**Instruction**
What is needed is an exact copy of the lines from the one containing "Output the component" to the one containing "</TabStrip>", both lines included, and no other lines.

[Rows from a dataset of pages and code]
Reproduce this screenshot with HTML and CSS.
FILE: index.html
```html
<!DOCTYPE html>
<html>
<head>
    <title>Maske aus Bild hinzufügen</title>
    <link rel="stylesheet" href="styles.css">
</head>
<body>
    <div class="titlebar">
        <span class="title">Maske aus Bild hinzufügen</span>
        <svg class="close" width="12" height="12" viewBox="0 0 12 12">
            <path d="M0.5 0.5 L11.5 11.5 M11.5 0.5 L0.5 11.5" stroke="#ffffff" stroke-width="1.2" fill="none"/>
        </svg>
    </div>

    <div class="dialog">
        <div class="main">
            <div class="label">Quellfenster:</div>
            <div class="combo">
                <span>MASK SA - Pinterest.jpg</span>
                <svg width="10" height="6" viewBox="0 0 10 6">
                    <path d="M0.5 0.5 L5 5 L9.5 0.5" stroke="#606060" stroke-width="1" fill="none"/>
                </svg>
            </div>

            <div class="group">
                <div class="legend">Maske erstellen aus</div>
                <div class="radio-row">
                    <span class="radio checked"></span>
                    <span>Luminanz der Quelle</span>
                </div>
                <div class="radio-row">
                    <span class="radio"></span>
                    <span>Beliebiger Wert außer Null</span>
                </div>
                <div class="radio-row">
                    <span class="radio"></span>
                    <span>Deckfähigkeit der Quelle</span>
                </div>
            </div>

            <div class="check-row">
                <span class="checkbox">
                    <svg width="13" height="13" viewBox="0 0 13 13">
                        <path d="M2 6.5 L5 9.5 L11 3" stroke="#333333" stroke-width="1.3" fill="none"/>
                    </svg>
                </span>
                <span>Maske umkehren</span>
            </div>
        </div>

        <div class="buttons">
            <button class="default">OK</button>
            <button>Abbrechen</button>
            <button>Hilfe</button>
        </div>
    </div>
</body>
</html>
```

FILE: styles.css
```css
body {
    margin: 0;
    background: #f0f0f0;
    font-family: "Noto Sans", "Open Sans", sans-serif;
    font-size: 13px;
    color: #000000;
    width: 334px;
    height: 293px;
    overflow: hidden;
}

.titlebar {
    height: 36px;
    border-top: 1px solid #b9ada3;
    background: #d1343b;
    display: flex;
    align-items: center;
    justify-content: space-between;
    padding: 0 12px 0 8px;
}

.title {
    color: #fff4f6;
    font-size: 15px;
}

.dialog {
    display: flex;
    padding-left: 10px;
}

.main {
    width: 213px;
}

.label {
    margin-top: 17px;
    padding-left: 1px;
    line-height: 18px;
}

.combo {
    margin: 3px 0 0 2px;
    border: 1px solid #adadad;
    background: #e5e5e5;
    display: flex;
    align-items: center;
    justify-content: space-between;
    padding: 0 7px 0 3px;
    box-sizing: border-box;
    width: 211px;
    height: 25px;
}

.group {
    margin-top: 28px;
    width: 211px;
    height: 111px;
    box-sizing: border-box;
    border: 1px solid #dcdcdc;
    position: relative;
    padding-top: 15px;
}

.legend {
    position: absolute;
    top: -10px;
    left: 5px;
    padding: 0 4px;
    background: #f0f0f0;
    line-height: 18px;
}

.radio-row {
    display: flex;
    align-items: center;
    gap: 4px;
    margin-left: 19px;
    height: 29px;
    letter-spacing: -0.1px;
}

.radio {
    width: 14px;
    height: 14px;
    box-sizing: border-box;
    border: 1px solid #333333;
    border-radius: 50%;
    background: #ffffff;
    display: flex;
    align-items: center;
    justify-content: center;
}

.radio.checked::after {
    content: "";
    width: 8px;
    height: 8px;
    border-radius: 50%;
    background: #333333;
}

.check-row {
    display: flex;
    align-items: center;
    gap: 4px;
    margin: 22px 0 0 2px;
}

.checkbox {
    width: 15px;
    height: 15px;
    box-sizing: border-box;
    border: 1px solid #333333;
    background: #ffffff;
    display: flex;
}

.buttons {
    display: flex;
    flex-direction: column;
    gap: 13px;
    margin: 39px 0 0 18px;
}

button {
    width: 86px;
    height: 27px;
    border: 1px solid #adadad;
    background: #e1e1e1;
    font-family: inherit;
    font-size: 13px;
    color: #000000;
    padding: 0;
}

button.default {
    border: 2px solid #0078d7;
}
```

---

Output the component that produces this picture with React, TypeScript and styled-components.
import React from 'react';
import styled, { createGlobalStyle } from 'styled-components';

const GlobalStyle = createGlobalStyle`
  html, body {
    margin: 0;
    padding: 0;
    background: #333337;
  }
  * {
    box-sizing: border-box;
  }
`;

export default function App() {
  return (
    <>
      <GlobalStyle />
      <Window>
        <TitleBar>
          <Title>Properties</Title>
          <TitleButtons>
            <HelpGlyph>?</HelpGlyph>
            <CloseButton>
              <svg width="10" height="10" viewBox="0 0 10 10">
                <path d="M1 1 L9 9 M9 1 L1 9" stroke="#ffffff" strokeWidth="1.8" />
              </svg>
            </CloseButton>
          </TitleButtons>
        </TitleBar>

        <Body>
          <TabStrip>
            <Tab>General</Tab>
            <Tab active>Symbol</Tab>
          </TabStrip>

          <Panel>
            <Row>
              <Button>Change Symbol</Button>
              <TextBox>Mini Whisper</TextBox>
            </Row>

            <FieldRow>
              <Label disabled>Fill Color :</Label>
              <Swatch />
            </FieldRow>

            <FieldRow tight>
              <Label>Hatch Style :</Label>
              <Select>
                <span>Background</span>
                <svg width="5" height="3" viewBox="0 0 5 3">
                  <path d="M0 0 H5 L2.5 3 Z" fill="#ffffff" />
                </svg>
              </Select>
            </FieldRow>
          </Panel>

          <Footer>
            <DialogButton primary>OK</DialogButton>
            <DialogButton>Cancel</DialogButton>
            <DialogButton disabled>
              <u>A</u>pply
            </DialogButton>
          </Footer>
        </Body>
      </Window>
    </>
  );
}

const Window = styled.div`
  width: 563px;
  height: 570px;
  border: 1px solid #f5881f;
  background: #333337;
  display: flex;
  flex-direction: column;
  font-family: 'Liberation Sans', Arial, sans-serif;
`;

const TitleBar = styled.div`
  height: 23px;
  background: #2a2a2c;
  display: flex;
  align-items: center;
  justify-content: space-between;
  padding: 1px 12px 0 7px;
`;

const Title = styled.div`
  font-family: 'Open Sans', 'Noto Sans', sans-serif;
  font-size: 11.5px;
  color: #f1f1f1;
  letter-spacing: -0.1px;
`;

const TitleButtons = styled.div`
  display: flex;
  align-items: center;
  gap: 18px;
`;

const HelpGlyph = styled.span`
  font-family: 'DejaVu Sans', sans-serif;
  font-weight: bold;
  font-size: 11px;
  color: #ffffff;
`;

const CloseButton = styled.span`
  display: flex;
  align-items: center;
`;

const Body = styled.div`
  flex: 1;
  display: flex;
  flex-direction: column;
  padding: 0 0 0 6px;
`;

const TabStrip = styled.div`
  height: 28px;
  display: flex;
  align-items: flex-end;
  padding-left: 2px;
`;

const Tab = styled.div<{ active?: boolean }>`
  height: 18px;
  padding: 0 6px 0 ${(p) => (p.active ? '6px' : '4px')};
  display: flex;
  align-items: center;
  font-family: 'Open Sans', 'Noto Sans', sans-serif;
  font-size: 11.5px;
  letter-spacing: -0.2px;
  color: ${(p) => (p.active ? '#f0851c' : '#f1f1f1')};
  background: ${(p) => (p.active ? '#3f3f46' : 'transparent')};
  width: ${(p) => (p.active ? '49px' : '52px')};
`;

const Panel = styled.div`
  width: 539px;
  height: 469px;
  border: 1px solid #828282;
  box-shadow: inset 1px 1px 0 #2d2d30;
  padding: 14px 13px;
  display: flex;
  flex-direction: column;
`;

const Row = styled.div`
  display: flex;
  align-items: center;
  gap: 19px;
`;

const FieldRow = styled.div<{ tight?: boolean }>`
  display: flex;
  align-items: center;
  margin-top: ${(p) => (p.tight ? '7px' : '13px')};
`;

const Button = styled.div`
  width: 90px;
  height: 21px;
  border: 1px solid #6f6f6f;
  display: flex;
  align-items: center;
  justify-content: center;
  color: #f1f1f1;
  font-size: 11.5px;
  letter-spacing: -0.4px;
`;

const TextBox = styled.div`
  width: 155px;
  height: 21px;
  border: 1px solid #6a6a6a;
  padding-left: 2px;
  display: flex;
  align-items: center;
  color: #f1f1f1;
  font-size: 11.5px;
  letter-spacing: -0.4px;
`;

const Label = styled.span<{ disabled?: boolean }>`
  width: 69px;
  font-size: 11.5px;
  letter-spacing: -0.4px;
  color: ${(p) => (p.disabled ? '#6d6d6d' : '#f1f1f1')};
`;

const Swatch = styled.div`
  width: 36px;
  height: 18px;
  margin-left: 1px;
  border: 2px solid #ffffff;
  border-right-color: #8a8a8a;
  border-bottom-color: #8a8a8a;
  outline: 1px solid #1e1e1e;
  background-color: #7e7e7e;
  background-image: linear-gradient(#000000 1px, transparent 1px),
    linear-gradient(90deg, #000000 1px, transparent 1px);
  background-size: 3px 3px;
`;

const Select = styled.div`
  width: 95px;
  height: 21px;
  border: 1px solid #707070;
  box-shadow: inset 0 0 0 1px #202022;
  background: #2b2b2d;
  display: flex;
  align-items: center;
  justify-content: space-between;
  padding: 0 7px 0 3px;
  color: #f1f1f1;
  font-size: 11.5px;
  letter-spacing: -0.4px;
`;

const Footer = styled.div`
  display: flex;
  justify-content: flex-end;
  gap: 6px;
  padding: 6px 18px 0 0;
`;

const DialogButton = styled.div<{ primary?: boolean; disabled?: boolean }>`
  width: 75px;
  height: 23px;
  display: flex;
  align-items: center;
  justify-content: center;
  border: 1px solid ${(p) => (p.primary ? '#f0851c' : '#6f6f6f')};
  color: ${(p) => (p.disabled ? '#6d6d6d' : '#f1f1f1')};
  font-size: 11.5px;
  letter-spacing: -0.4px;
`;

**The output**
Output the component that produces this picture with React, TypeScript and styled-components.
import React from 'react';
import styled, { createGlobalStyle } from 'styled-components';

const GlobalStyle = createGlobalStyle`
  html, body {
    margin: 0;
    padding: 0;
    background: #333337;
  }
  * {
    box-sizing: border-box;
  }
`;

export default function App() {
  return (
    <>
      <GlobalStyle />
      <Window>
        <TitleBar>
          <Title>Properties</Title>
          <TitleButtons>
            <HelpGlyph>?</HelpGlyph>
            <CloseButton>
              <svg width="10" height="10" viewBox="0 0 10 10">
                <path d="M1 1 L9 9 M9 1 L1 9" stroke="#ffffff" strokeWidth="1.8" />
              </svg>
            </CloseButton>
          </TitleButtons>
        </TitleBar>

        <Body>
          <TabStrip>
            <Tab>General</Tab>
            <Tab active>Symbol</Tab>
          </TabStrip>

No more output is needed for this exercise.